-- begin --
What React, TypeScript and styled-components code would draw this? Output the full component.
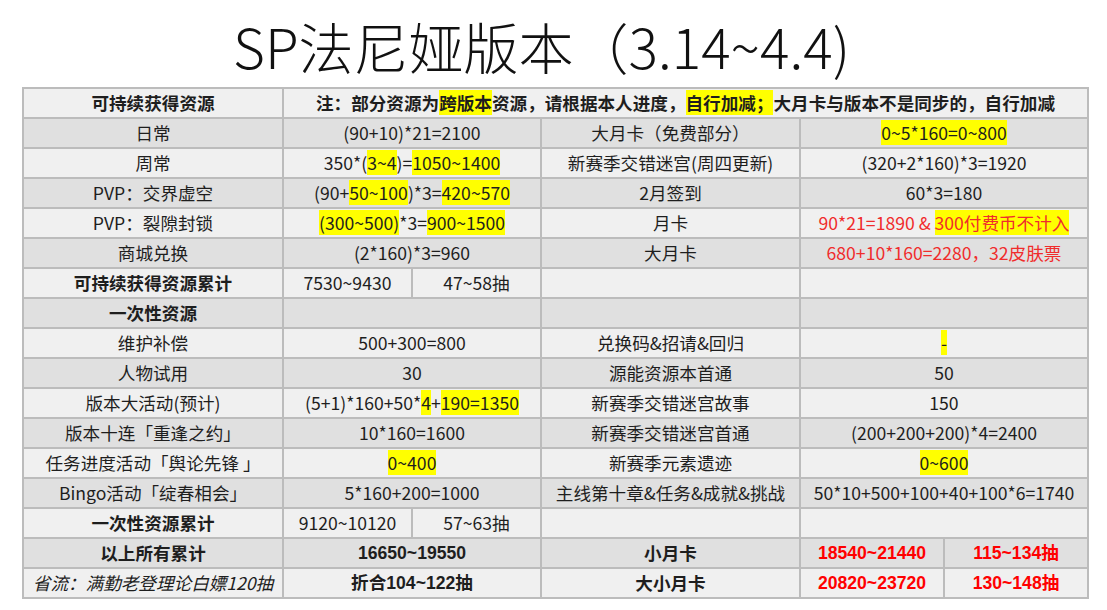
import React from "react";
import styled, { createGlobalStyle } from "styled-components";

const Global = createGlobalStyle`
  html, body { margin: 0; padding: 0; background: #ffffff; }
  body { font-family: "Noto Sans CJK SC", "Noto Sans", sans-serif; color: #1e1e1e; }
`;

const Page = styled.div`
  width: 1107px;
  height: 610px;
  overflow: hidden;
  background: #ffffff;
`;

const Title = styled.h1`
  box-sizing: border-box;
  margin: 0;
  height: 87px;
  padding: 12px 6px 0 0;
  width: 1089px;
  text-align: center;
  font-family: "Noto Sans CJK SC", sans-serif;
  font-weight: 300;
  font-size: 55px;
  line-height: 66px;
  color: #111;
`;

const Grid = styled.div`
  margin-left: 22px;
  display: grid;
  width: fit-content;
  grid-template-columns: 258px 127px 127px 257px 142px 142px;
  grid-auto-rows: 28px;
  gap: 2px;
  padding: 2px;
  background: #bcbcbc;
`;

type Tone = "none" | "soft" | "bright";

const Cell = styled.div<{
  $span: number;
  $dark: boolean;
  $bold: boolean;
  $italic: boolean;
  $tone: Tone;
  $latin: boolean;
}>`
  grid-column: span ${(p) => p.$span};
  display: flex;
  align-items: center;
  justify-content: center;
  white-space: nowrap;
  overflow: hidden;
  background: ${(p) => (p.$dark ? "#e0e0e0" : "#f0f0f0")};
  font-family: ${(p) =>
    p.$latin
      ? `"Liberation Sans", "Noto Sans CJK SC", sans-serif`
      : `"Noto Sans CJK SC", sans-serif`};
  font-size: 17.6px;
  line-height: 20px;
  font-weight: ${(p) => (p.$bold ? 700 : 400)};
  font-style: ${(p) => (p.$italic ? "italic" : "normal")};
  color: ${(p) =>
    p.$tone === "bright" ? "#ff0000" : p.$tone === "soft" ? "#f02c2c" : "#1e1e1e"};
`;

const Text = styled.span`
  white-space: pre;
`;

const Mark = styled.span`
  background: #ffff00;
`;

type Seg = string | { h: string };
type CellDef = {
  t: Seg[] | string;
  span?: number;
  bold?: boolean;
  italic?: boolean;
  tone?: Tone;
  latin?: boolean;
};

const c = (t: Seg[] | string, o: Partial<CellDef> = {}): CellDef => ({ t, ...o });
const h = (s: string) => ({ h: s });

const rows: CellDef[][] = [
  [
    c("可持续获得资源", { bold: true }),
    c(
      [
        "注：部分资源为",
        h("跨版本"),
        "资源，请根据本人进度，",
        h("自行加减；"),
        "大月卡与版本不是同步的，自行加减",
      ],
      { span: 5, bold: true }
    ),
  ],
  [c("日常"), c("(90+10)*21=2100", { span: 2 }), c("大月卡（免费部分）"), c([h("0~5*160=0~800")], { span: 2 })],
  [
    c("周常"),
    c(["350*(", h("3~4"), ")=", h("1050~1400")], { span: 2 }),
    c("新赛季交错迷宫(周四更新)"),
    c("(320+2*160)*3=1920", { span: 2 }),
  ],
  [
    c("PVP：交界虚空"),
    c(["(90+", h("50~100"), ")*3=", h("420~570")], { span: 2 }),
    c("2月签到"),
    c("60*3=180", { span: 2 }),
  ],
  [
    c("PVP：裂隙封锁"),
    c([h("(300~500)"), "*3=", h("900~1500")], { span: 2 }),
    c("月卡"),
    c(["90*21=1890 & ", h("300付费币不计入")], { span: 2, tone: "soft" }),
  ],
  [
    c("商城兑换"),
    c("(2*160)*3=960", { span: 2 }),
    c("大月卡"),
    c("680+10*160=2280，32皮肤票", { span: 2, tone: "soft" }),
  ],
  [c("可持续获得资源累计", { bold: true }), c("7530~9430"), c("47~58抽"), c(""), c("", { span: 2 })],
  [c("一次性资源", { bold: true }), c("", { span: 2 }), c(""), c("", { span: 2 })],
  [c("维护补偿"), c("500+300=800", { span: 2 }), c("兑换码&招请&回归"), c([h("-")], { span: 2 })],
  [c("人物试用"), c("30", { span: 2 }), c("源能资源本首通"), c("50", { span: 2 })],
  [
    c("版本大活动(预计)"),
    c(["(5+1)*160+50*", h("4"), "+", h("190=1350")], { span: 2 }),
    c("新赛季交错迷宫故事"),
    c("150", { span: 2 }),
  ],
  [
    c("版本十连「重逢之约」"),
    c("10*160=1600", { span: 2 }),
    c("新赛季交错迷宫首通"),
    c("(200+200+200)*4=2400", { span: 2 }),
  ],
  [
    c("任务进度活动「舆论先锋 」"),
    c([h("0~400")], { span: 2 }),
    c("新赛季元素遗迹"),
    c([h("0~600")], { span: 2 }),
  ],
  [
    c("Bingo活动「绽春相会」"),
    c("5*160+200=1000", { span: 2 }),
    c("主线第十章&任务&成就&挑战"),
    c("50*10+500+100+40+100*6=1740", { span: 2 }),
  ],
  [c("一次性资源累计", { bold: true }), c("9120~10120"), c("57~63抽"), c(""), c("", { span: 2 })],
  [
    c("以上所有累计", { bold: true }),
    c("16650~19550", { span: 2, bold: true, latin: true }),
    c("小月卡", { bold: true }),
    c("18540~21440", { bold: true, tone: "bright", latin: true }),
    c("115~134抽", { bold: true, tone: "bright", latin: true }),
  ],
  [
    c("省流：满勤老登理论白嫖120抽", { italic: true }),
    c("折合104~122抽", { span: 2, bold: true, latin: true }),
    c("大小月卡", { bold: true }),
    c("20820~23720", { bold: true, tone: "bright", latin: true }),
    c("130~148抽", { bold: true, tone: "bright", latin: true }),
  ],
];

const renderSegs = (t: Seg[] | string) => (
  <Text>
    {typeof t === "string"
      ? t
      : t.map((s, i) =>
          typeof s === "string" ? <React.Fragment key={i}>{s}</React.Fragment> : <Mark key={i}>{s.h}</Mark>
        )}
  </Text>
);

export default function App() {
  return (
    <Page>
      <Global />
      <Title>SP法尼娅版本（3.14~4.4)</Title>
      <Grid>
        {rows.map((row, ri) =>
          row.map((cell, ci) => (
            <Cell
              key={`${ri}-${ci}`}
              $span={cell.span ?? 1}
              $dark={ri % 2 === 1}
              $bold={!!cell.bold}
              $italic={!!cell.italic}
              $tone={cell.tone ?? "none"}
              $latin={!!cell.latin}
            >
              {renderSegs(cell.t)}
            </Cell>
          ))
        )}
      </Grid>
    </Page>
  );
}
-- end --
Quote in full the listing given above; the images are to be left out.

What React, TypeScript and styled-components code would draw this? Output the full component.
import React from "react";
import styled, { createGlobalStyle } from "styled-components";

const Global = createGlobalStyle`
  html, body { margin: 0; padding: 0; background: #ffffff; }
  body { font-family: "Noto Sans CJK SC", "Noto Sans", sans-serif; color: #1e1e1e; }
`;

const Page = styled.div`
  width: 1107px;
  height: 610px;
  overflow: hidden;
  background: #ffffff;
`;

const Title = styled.h1`
  box-sizing: border-box;
  margin: 0;
  height: 87px;
  padding: 12px 6px 0 0;
  width: 1089px;
  text-align: center;
  font-family: "Noto Sans CJK SC", sans-serif;
  font-weight: 300;
  font-size: 55px;
  line-height: 66px;
  color: #111;
`;

const Grid = styled.div`
  margin-left: 22px;
  display: grid;
  width: fit-content;
  grid-template-columns: 258px 127px 127px 257px 142px 142px;
  grid-auto-rows: 28px;
  gap: 2px;
  padding: 2px;
  background: #bcbcbc;
`;

type Tone = "none" | "soft" | "bright";

const Cell = styled.div<{
  $span: number;
  $dark: boolean;
  $bold: boolean;
  $italic: boolean;
  $tone: Tone;
  $latin: boolean;
}>`
  grid-column: span ${(p) => p.$span};
  display: flex;
  align-items: center;
  justify-content: center;
  white-space: nowrap;
  overflow: hidden;
  background: ${(p) => (p.$dark ? "#e0e0e0" : "#f0f0f0")};
  font-family: ${(p) =>
    p.$latin
      ? `"Liberation Sans", "Noto Sans CJK SC", sans-serif`
      : `"Noto Sans CJK SC", sans-serif`};
  font-size: 17.6px;
  line-height: 20px;
  font-weight: ${(p) => (p.$bold ? 700 : 400)};
  font-style: ${(p) => (p.$italic ? "italic" : "normal")};
  color: ${(p) =>
    p.$tone === "bright" ? "#ff0000" : p.$tone === "soft" ? "#f02c2c" : "#1e1e1e"};
`;

const Text = styled.span`
  white-space: pre;
`;

const Mark = styled.span`
  background: #ffff00;
`;

type Seg = string | { h: string };
type CellDef = {
  t: Seg[] | string;
  span?: number;
  bold?: boolean;
  italic?: boolean;
  tone?: Tone;
  latin?: boolean;
};

const c = (t: Seg[] | string, o: Partial<CellDef> = {}): CellDef => ({ t, ...o });
const h = (s: string) => ({ h: s });

const rows: CellDef[][] = [
  [
    c("可持续获得资源", { bold: true }),
    c(
      [
        "注：部分资源为",
        h("跨版本"),
        "资源，请根据本人进度，",
        h("自行加减；"),
        "大月卡与版本不是同步的，自行加减",
      ],
      { span: 5, bold: true }
    ),
  ],
  [c("日常"), c("(90+10)*21=2100", { span: 2 }), c("大月卡（免费部分）"), c([h("0~5*160=0~800")], { span: 2 })],
  [
    c("周常"),
    c(["350*(", h("3~4"), ")=", h("1050~1400")], { span: 2 }),
    c("新赛季交错迷宫(周四更新)"),
    c("(320+2*160)*3=1920", { span: 2 }),
  ],
  [
    c("PVP：交界虚空"),
    c(["(90+", h("50~100"), ")*3=", h("420~570")], { span: 2 }),
    c("2月签到"),
    c("60*3=180", { span: 2 }),
  ],
  [
    c("PVP：裂隙封锁"),
    c([h("(300~500)"), "*3=", h("900~1500")], { span: 2 }),
    c("月卡"),
    c(["90*21=1890 & ", h("300付费币不计入")], { span: 2, tone: "soft" }),
  ],
  [
    c("商城兑换"),
    c("(2*160)*3=960", { span: 2 }),
    c("大月卡"),
    c("680+10*160=2280，32皮肤票", { span: 2, tone: "soft" }),
  ],
  [c("可持续获得资源累计", { bold: true }), c("7530~9430"), c("47~58抽"), c(""), c("", { span: 2 })],
  [c("一次性资源", { bold: true }), c("", { span: 2 }), c(""), c("", { span: 2 })],
  [c("维护补偿"), c("500+300=800", { span: 2 }), c("兑换码&招请&回归"), c([h("-")], { span: 2 })],
  [c("人物试用"), c("30", { span: 2 }), c("源能资源本首通"), c("50", { span: 2 })],
  [
    c("版本大活动(预计)"),
    c(["(5+1)*160+50*", h("4"), "+", h("190=1350")], { span: 2 }),
    c("新赛季交错迷宫故事"),
    c("150", { span: 2 }),
  ],
  [
    c("版本十连「重逢之约」"),
    c("10*160=1600", { span: 2 }),
    c("新赛季交错迷宫首通"),
    c("(200+200+200)*4=2400", { span: 2 }),
  ],
  [
    c("任务进度活动「舆论先锋 」"),
    c([h("0~400")], { span: 2 }),
    c("新赛季元素遗迹"),
    c([h("0~600")], { span: 2 }),
  ],
  [
    c("Bingo活动「绽春相会」"),
    c("5*160+200=1000", { span: 2 }),
    c("主线第十章&任务&成就&挑战"),
    c("50*10+500+100+40+100*6=1740", { span: 2 }),
  ],
  [c("一次性资源累计", { bold: true }), c("9120~10120"), c("57~63抽"), c(""), c("", { span: 2 })],
  [
    c("以上所有累计", { bold: true }),
    c("16650~19550", { span: 2, bold: true, latin: true }),
    c("小月卡", { bold: true }),
    c("18540~21440", { bold: true, tone: "bright", latin: true }),
    c("115~134抽", { bold: true, tone: "bright", latin: true }),
  ],
  [
    c("省流：满勤老登理论白嫖120抽", { italic: true }),
    c("折合104~122抽", { span: 2, bold: true, latin: true }),
    c("大小月卡", { bold: true }),
    c("20820~23720", { bold: true, tone: "bright", latin: true }),
    c("130~148抽", { bold: true, tone: "bright", latin: true }),
  ],
];

const renderSegs = (t: Seg[] | string) => (
  <Text>
    {typeof t === "string"
      ? t
      : t.map((s, i) =>
          typeof s === "string" ? <React.Fragment key={i}>{s}</React.Fragment> : <Mark key={i}>{s.h}</Mark>
        )}
  </Text>
);

export default function App() {
  return (
    <Page>
      <Global />
      <Title>SP法尼娅版本（3.14~4.4)</Title>
      <Grid>
        {rows.map((row, ri) =>
          row.map((cell, ci) => (
            <Cell
              key={`${ri}-${ci}`}
              $span={cell.span ?? 1}
              $dark={ri % 2 === 1}
              $bold={!!cell.bold}
              $italic={!!cell.italic}
              $tone={cell.tone ?? "none"}
              $latin={!!cell.latin}
            >
              {renderSegs(cell.t)}
            </Cell>
          ))
        )}
      </Grid>
    </Page>
  );
}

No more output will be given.